Pick one person to own the content workflow, even if content is not their only job. This person does not need to be a film expert. They need to keep the calendar moving, watch file quality, check brand rules, and make sure assets are exported in the right format for each platform.
That small shift helps business scalability. As output grows, the process does not fall apart as easily because there is one clear point of control.
Focus on the Channels That Actually Matter
Pick the places that bring real results. For one company, that might be SEO articles and LinkedIn. For another, it may be email and short-form video. You do not need a huge footprint. You need a channel mix your team can keep up with without turning every week into a scramble.
This is where cost-effective marketing becomes a practical habit rather than a slogan. Fewer channels usually mean better work, lower editing time, and less admin.
Final Thoughts
You can cut content marketing costs without making your brand look cheap, but the savings do not come from one lucky shortcut. They come from a tighter process, better reuse, simpler tools, and fewer wasted decisions.
If you want a 70% drop in spend, start by looking at where your budget leaks today.

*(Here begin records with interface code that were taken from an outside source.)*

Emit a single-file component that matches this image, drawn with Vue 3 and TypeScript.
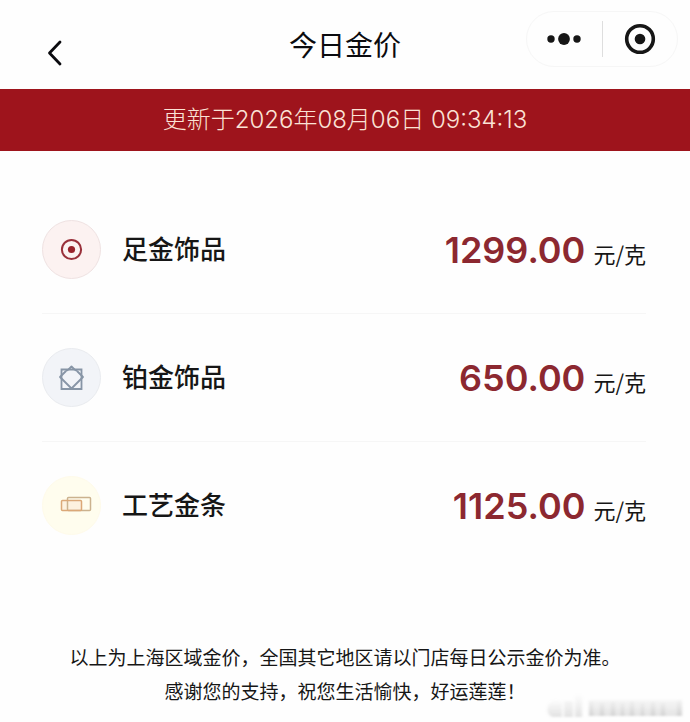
<script setup lang="ts">
interface PriceItem {
  id: 'gold' | 'platinum' | 'bar'
  name: string
  price: number
}

const updatedAt = '2026年08月06日 09:34:13'
const unit = '元/克'

const items: PriceItem[] = [
  { id: 'gold', name: '足金饰品', price: 1299 },
  { id: 'platinum', name: '铂金饰品', price: 650 },
  { id: 'bar', name: '工艺金条', price: 1125 },
]
</script>

<template>
  <div class="page">
    <header class="nav">
      <button class="back" type="button" aria-label="返回">
        <svg width="20" height="28" viewBox="0 0 20 28" fill="none">
          <path d="M16 3 5.500 14 16 25" stroke="#0b0b0f" stroke-width="2.8" stroke-linecap="round" stroke-linejoin="round" />
        </svg>
      </button>
      <h1 class="title">今日金价</h1>
      <div class="capsule">
        <button class="capsule-button" type="button" aria-label="更多">
          <svg width="36" height="14" viewBox="0 0 36 14" fill="#161616">
            <circle cx="5" cy="7" r="3.700" />
            <circle cx="18" cy="7" r="5.900" />
            <circle cx="31" cy="7" r="3.700" />
          </svg>
        </button>
        <button class="capsule-button" type="button" aria-label="关闭">
          <svg width="32" height="32" viewBox="0 0 32 32" fill="none">
            <circle cx="16" cy="16" r="13.300" stroke="#161616" stroke-width="3.600" />
            <circle cx="16" cy="16" r="5.300" fill="#161616" />
          </svg>
        </button>
      </div>
    </header>

    <p class="banner">更新于{{ updatedAt }}</p>

    <main class="content">
      <ul class="list">
        <li v-for="item in items" :key="item.id" class="row">
          <span class="badge" :class="item.id">
            <svg v-if="item.id === 'gold'" width="32" height="32" viewBox="0 0 32 32" fill="none">
              <circle cx="15.500" cy="15.500" r="9.600" stroke="#99303a" stroke-width="2" />
              <circle cx="15.500" cy="15.500" r="3.600" fill="#99242c" />
            </svg>
            <svg v-else-if="item.id === 'platinum'" width="32" height="32" viewBox="0 0 32 32" fill="none" stroke="#8795a6" stroke-width="1.800">
              <path d="M5.500 7.500H25.500V27H5.500Z" />
              <path d="M12.500 7.500 15.500 4.500 18.500 7.500 M21 9 27 15 15.500 26.500 4 15 10 9" stroke-linejoin="round" />
              <path d="M12.500 7.500 10 9M18.500 7.500 21 9" />
            </svg>
            <svg v-else width="40" height="32" viewBox="0 0 40 32" fill="none" stroke-width="1.500">
              <rect x="9.500" y="10.500" width="20" height="10" rx="1" fill="#fdf1df" />
              <rect x="15.500" y="7.500" width="23" height="13" rx="1" stroke="#cbb28e" />
              <rect x="9.500" y="10.500" width="20" height="10" rx="1" stroke="#dba878" />
            </svg>
          </span>
          <span class="name">{{ item.name }}</span>
          <span class="price"><strong class="amount">{{ item.price.toFixed(2) }}</strong><span class="unit">{{ unit }}</span></span>
        </li>
      </ul>
    </main>

    <footer class="notice">
      <p>以上为上海区域金价，全国其它地区请以门店每日公示金价为准。</p>
      <p>感谢您的支持，祝您生活愉快，好运莲莲！</p>
      <svg class="watermark" width="142" height="28" viewBox="0 0 142 28" aria-hidden="true">
        <defs>
          <linearGradient id="fade" x1="0" y1="0" x2="0" y2="1">
            <stop offset="0" stop-color="#b8b8b8" stop-opacity="0" />
            <stop offset="1" stop-color="#b8b8b8" stop-opacity="0.400" />
          </linearGradient>
          <filter id="soft" x="-10%" y="-20%" width="120%" height="140%">
            <feGaussianBlur stdDeviation="1.800 1" />
          </filter>
        </defs>
        <g fill="url(#fade)" filter="url(#soft)">
          <path d="M4 14Q10 3 18 10V25H8Q2 22 4 14Z" />
          <path d="M20 9H29V25H20ZM31 2H38V25H31ZM45 8H138V24H45Z" />
          <path d="M45 9H49V24H45ZM56 11H60V24H56ZM67 10H71V24H67ZM77 11H80V24H77ZM86 9H90V24H86ZM97 11H100V24H97ZM107 10H111V24H107ZM117 11H121V24H117ZM133 7H138V24H133Z" />
        </g>
      </svg>
    </footer>
  </div>
</template>

<style>
body {
  margin: 0;
  background: #fefefe;
}
</style>

<style scoped>
.page {
  font-family: Inter, "Noto Sans CJK SC", sans-serif;
  color: #161616;
}

.nav {
  display: grid;
  grid-template-columns: 1fr auto 1fr;
  align-items: center;
  box-sizing: border-box;
  height: 89px;
  padding: 0 12px;
}

button {
  display: flex;
  align-items: center;
  justify-content: center;
  padding: 0;
  border: 0;
  background: none;
  cursor: pointer;
}

.back {
  justify-self: start;
  padding: 16px 0 0 32px;
}

.title {
  margin: 0;
  padding-top: 2px;
  font-size: 28px;
  line-height: 40px;
  font-weight: 400;
  color: #0b0b0f;
}

.capsule {
  display: flex;
  align-items: center;
  justify-self: end;
  box-sizing: border-box;
  width: 152px;
  height: 56px;
  margin-bottom: 11px;
  border: 1px solid #f6f6f6;
  border-radius: 28px;
}

.capsule-button {
  flex: 1;
  height: 36px;
}

.capsule-button + .capsule-button {
  border-left: 1px solid #dedede;
}

.banner {
  margin: 0;
  padding: 13px 16px;
  background: #9e141c;
  color: #fbe3d6;
  font-size: 24px;
  line-height: 36px;
  font-weight: 300;
  text-align: center;
}

.content {
  padding: 35px 44px 0 42px;
}

.list {
  margin: 0;
  padding: 0;
  list-style: none;
}

.row {
  display: flex;
  align-items: center;
  height: 127px;
  border-bottom: 1px solid #f6f6f6;
}

.row:last-child {
  border-bottom: 0;
}

.badge {
  display: flex;
  align-items: center;
  justify-content: center;
  box-sizing: border-box;
  width: 59px;
  height: 59px;
  margin-right: 21px;
  border: 1px solid;
  border-radius: 50%;
}

.gold {
  background: #fcf2f1;
  border-color: #efe2e2;
}

.platinum {
  background: #f2f4f8;
  border-color: #e9ebef;
}

.bar {
  background: #fffdee;
  border-color: #fffbea;
}

.name {
  font-size: 26px;
  line-height: 40px;
  font-weight: 500;
}

.price {
  display: flex;
  align-items: baseline;
  gap: 8px;
  margin-left: auto;
}

.amount {
  color: #8c2830;
  font-size: 36px;
  line-height: 48px;
  font-weight: 600;
}

.unit {
  font-family: "Noto Sans CJK SC", sans-serif;
  font-size: 22px;
  line-height: 32px;
  font-weight: 400;
}

.notice {
  position: relative;
  padding: 73px 16px 12px;
  font-size: 19px;
  line-height: 34px;
  text-align: center;
}

.notice p {
  margin: 0;
}

.watermark {
  position: absolute;
  right: 4px;
  bottom: 2px;
}
</style>
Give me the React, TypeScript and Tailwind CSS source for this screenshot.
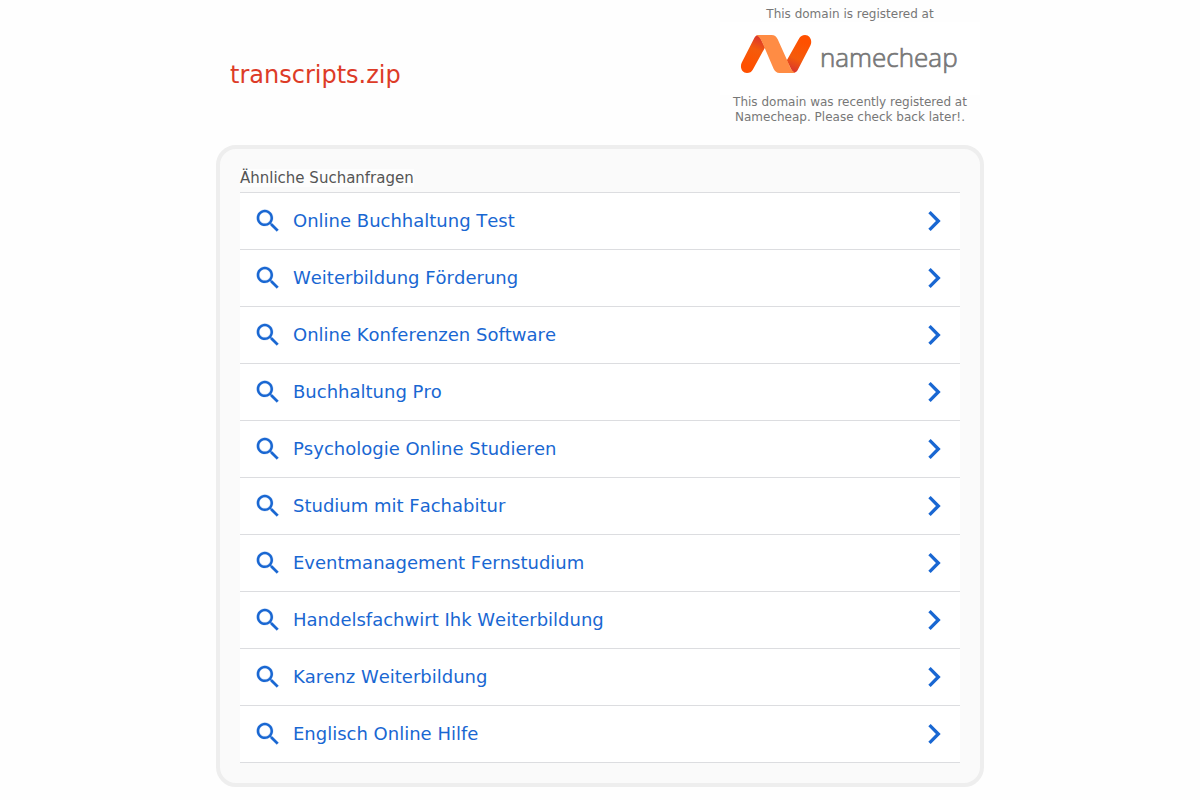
const searches = [
  "Online Buchhaltung Test",
  "Weiterbildung Förderung",
  "Online Konferenzen Software",
  "Buchhaltung Pro",
  "Psychologie Online Studieren",
  "Studium mit Fachabitur",
  "Eventmanagement Fernstudium",
  "Handelsfachwirt Ihk Weiterbildung",
  "Karenz Weiterbildung",
  "Englisch Online Hilfe",
];

function SearchIcon() {
  return (
    <svg viewBox="0 0 24 24" className="size-[30px] shrink-0 fill-current stroke-current" strokeWidth="0.15" aria-hidden="true">
      <path d="M15.5 14h-.79l-.28-.27C15.41 12.59 16 11.11 16 9.5 16 5.91 13.09 3 9.5 3S3 5.91 3 9.5 5.91 16 9.5 16c1.61 0 3.09-.59 4.23-1.57l.27.28v.79l5 4.99L20.49 19l-4.99-5zm-6 0C7.01 14 5 11.99 5 9.5S7.01 5 9.5 5 14 7.01 14 9.5 11.99 14 9.5 14z" />
    </svg>
  );
}

function ChevronIcon() {
  return (
    <svg viewBox="0 0 24 24" className="ml-auto size-10 shrink-0 fill-current" aria-hidden="true">
      <path d="M10 6L8.59 7.41 13.17 12l-4.58 4.59L10 18l6-6z" />
    </svg>
  );
}

function NamecheapMark() {
  return (
    <svg viewBox="0 0 72 40" className="h-10 w-[72px] shrink-0" aria-hidden="true">
      <defs>
        <linearGradient id="left-stroke" x1="8" y1="32" x2="20" y2="4" gradientUnits="userSpaceOnUse">
          <stop offset="0" stopColor="#ff5000" />
          <stop offset="0.6" stopColor="#f45b0c" />
          <stop offset="1" stopColor="#db382b" />
        </linearGradient>
        <linearGradient id="right-stroke" x1="64" y1="8" x2="52" y2="36" gradientUnits="userSpaceOnUse">
          <stop offset="0" stopColor="#ff5000" />
          <stop offset="0.6" stopColor="#f45b0c" />
          <stop offset="1" stopColor="#db382b" />
        </linearGradient>
      </defs>
      <path d="M19 1C16.8 1 15.2 2.2 14.3 3.9L1.8 28.6C-.5 33.2 2 39 7 39c2.6 0 4.7-1.3 5.9-3.6L25 13.5Z" fill="url(#left-stroke)" />
      <path d="M53 39c2.2 0 3.8-1.2 4.7-2.9L70.4 11.4C72.7 6.8 70 1 65 1c-2.6 0-4.7 1.3-5.9 3.6L46.7 26.5Z" fill="url(#right-stroke)" />
      <path d="M18.5 1H31.5C34.5 1 36.4 2.6 37.7 5.2L48.6 29.5C50.4 33.5 51.4 37 55 38.4C54.4 38.8 53.8 39 53 39H39.5C36.700 39 34.900 37.400 33.600 34.800L23.200 10.500C21.200 6 19.500 2.300 16 1.600C16.800 1.200 17.600 1 18.500 1Z" fill="#ff8c44" />
    </svg>
  );
}

export default function App() {
  return (
    <div className="min-h-screen bg-[#fefefe] pb-3 font-['DejaVu_Sans',sans-serif]">
      <div className="mx-auto max-w-[768px]">
        <header className="flex h-[145px] items-start justify-between pl-3.5 pr-1">
          <h1 className="pt-[59px] text-2xl leading-8 text-[#dd3b27]">transcripts.zip</h1>
          <div className="w-[260px] pt-[7px] text-center text-xs leading-[15px] text-[#777777]">
            <p>This domain is registered at</p>
            <a
              href="#namecheap"
              className="flex h-[73px] items-start gap-2 bg-white pl-5 pt-3 text-[#777777]"
            >
              <NamecheapMark />
              <span className="pt-[3px] font-['Open_Sans',sans-serif] text-[26px] font-light leading-10 [-webkit-text-stroke:0.7px_#777777]">
                namecheap
              </span>
            </a>
            <p>This domain was recently registered at Namecheap. Please check back later!.</p>
          </div>
        </header>
        <main className="rounded-[20px] border-4 border-[#eeeeee] bg-[#fafafa] p-5">
          <h2 className="w-fit bg-[#fdfdfd] text-[15px] leading-[18px] text-[#555555]">Ähnliche Suchanfragen</h2>
          <ul className="mt-[5px] border-t border-[#dcdde0] bg-white">
            {searches.map((label) => (
              <li key={label} className="border-b border-[#dcdde0]">
                <a href="#suche" className="flex h-14 items-center pl-[13px] pr-1.5 text-lg text-[#1967d2] [font-kerning:none]">
                  <SearchIcon />
                  <span className="pl-2.5">{label}</span>
                  <ChevronIcon />
                </a>
              </li>
            ))}
          </ul>
        </main>
      </div>
    </div>
  );
}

It is usually dozens of small mistakes: too many handoffs, weak file storage, random planning, duplicated work, and content made from scratch when existing material would do the job just fine.
A small team with a steady workflow, basic production skills, and a clear brand system can do far more in-house than many companies expect. That is the real value of DIY content creation. It gives you room to make good work, protect cash, and grow at a pace your business can actually support.